After our mad dash through Southern Spain, Kate and I settled for a slower pace in Faro. Faro is a small town on the estuary between the Mediterranean Sea and Atlantic Ocean and the most southern part of Portugal. We were told that, typically, Portuguese tourists visit Faro more than international tourists and was rarely crowded until August.
As in Spain, Kate and I were mostly concerned with food. It wasn’t hard to find good food and vinho verde kn Portugal. As I’m not a fan of sea food, I mostly ate Portuguese steak, beef cheek, and pork cheek. Kate, on the other hand, was loving all the seafood options, and I would try some of her dishes.
In Faro, one of our bunk mates invited us out to dinner. The place we went was small and only really served chicken as a main course. You would order a chicken either spicy or not for your table. That was one of the best chicken dinners I’ve ever had. We had many sides and sangria, I was stuffed by the end of this meal.
So much food!
We had spent part of the day at Praia de Faro which was crowded with only one road in and out of the area. There is a bus that takes you to this beach, however, it was very late and we eventually gave up and took an uber there. The bus back wasn’t a problem.
The next day, we took an island tour to see some of the barrier islands. Deserta is a desert island with one restaurant and some small shacks and a long beach. The beach was gorgeous and we wanted to sit there all day. If I returned to Faro, I’d spend a day at Deserta and bring my own food.
The one path on Deserta.
The next island, Farol, was another beach island but felt more crowded than Deserta and had a large light house in the center. Finally, we ended the tour at Culatra where the tour made us reservations at Restaurante Rui.
Kate was excited by the fresh and local seafood options. A Portuguese couple next to us helped us pick a vinho verde bottle (it was cheaper to just get a bottle) and even gave suggestions for areas to stay in in Lisbon.
When we made it back, we wandered the older, walled area of the town for a while then got dinner and sangria with our Faro friends.
We took the morning train to Lagos where Kate had booked us a sea kayaking tour. Though I’m nervous on open water, my dramamine and the beautiful cliff sides made it an amazing adventure.
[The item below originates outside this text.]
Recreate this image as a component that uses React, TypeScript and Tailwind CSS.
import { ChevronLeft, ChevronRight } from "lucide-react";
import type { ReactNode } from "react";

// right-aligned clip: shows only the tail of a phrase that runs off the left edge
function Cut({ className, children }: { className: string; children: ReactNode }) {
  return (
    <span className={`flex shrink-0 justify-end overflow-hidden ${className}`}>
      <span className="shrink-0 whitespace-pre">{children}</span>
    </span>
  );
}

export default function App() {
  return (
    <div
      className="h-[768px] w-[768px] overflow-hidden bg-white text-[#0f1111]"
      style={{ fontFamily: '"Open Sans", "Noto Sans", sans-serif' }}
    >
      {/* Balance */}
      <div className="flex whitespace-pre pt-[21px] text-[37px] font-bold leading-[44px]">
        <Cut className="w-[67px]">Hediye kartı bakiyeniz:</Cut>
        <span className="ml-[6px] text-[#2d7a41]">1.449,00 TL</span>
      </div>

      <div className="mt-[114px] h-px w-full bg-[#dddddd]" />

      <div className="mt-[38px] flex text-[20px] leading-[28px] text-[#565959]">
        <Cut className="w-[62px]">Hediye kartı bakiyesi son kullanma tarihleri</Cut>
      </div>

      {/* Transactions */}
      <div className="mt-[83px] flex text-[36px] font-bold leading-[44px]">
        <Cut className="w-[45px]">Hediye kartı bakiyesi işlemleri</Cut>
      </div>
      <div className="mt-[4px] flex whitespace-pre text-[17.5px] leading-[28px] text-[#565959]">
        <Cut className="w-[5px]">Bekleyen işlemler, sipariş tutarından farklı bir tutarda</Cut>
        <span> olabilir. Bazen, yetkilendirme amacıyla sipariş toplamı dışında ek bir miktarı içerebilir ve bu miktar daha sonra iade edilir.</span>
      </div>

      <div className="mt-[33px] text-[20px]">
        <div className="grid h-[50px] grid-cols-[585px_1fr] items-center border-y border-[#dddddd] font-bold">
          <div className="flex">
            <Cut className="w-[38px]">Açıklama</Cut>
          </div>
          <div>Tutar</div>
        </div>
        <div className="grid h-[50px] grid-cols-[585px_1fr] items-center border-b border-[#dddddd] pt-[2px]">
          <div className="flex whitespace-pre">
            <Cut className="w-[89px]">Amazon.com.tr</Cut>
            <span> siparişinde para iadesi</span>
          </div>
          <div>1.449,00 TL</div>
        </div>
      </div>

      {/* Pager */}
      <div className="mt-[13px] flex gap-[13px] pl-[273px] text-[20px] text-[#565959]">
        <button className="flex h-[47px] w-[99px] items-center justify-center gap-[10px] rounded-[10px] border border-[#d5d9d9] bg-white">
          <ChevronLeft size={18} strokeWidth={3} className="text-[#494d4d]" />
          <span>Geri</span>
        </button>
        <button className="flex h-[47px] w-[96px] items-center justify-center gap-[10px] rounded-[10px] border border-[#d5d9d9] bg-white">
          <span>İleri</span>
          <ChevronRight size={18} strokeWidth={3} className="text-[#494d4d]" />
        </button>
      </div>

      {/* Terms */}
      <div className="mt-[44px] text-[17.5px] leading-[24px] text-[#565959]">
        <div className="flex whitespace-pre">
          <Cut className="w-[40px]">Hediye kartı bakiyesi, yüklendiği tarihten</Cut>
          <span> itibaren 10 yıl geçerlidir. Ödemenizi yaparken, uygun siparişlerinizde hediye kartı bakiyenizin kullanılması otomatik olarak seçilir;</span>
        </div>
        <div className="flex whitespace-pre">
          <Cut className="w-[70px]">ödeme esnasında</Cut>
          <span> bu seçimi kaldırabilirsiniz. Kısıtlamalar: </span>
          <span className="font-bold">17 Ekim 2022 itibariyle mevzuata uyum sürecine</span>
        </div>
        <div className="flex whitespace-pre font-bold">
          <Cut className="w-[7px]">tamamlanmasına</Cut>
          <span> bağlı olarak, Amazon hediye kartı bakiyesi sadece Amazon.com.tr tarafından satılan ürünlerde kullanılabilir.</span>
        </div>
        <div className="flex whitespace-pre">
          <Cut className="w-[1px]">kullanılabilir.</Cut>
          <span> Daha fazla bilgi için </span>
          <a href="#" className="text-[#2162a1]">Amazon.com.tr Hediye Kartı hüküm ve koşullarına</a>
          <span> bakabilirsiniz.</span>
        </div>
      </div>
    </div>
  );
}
We kayaked in and out of the cliffs’ caves, some so small you had to lay completely down in the kayak and tuck your oars into the boat. I almost fell out a few times not laying down far enough and we almost lost an oar.
They eventually gave us a break at a small beach surrounded by cliffs. Though the water was cold, I decided to get in and swim around a bit then dry off in the sand. After a while, our guide announced that since we would be kayaking against the wind, we could be taxied back to the docks if we want. Our group decided to be taxied and so after we hooked up to the boat we were able to relax while the boat towed us and blasted music.
When we got back from the tour, we grabbed lunch quickly at a pizza place (just basic, probably the only bland meal we’ve had in Portugal), then found our bus to Lisbon.
After a few hours on the bus, we arrived in Lisbon, found our hostel, and searched for a place open late for food. The area we stayed in was an expensive shopping district and had little open. We eventually found a hotdog place where I got a chicken pie and passed out back at the hostel.
The next morning, we explored Lisbon by going to the Praça do Comércio and walking up to Castelo de São Jorge, stopping for Pastel de Nata and Ginja in chocolate cups along the way. We also ate at Cruzes Cread where the beef cheek was amazing with mashed sweet potato and more white sangria.
By the end of the day, we had seen many beautiful views of the city and prepped for our next day flights. Before arriving in Lisbon, I read that it was difficult to get to the airport for early morning flights, so I chose one in the afternoon and found it very easy to get to the airport using the metro.
I always say how I want to revisit places, but Portugal was special and I could see myself taking months to just explore every aspect. If I did it again, I’d spend more time on Deserta, skipping the other beaches in Faro and take more time making my way up up the coast to Lisbon.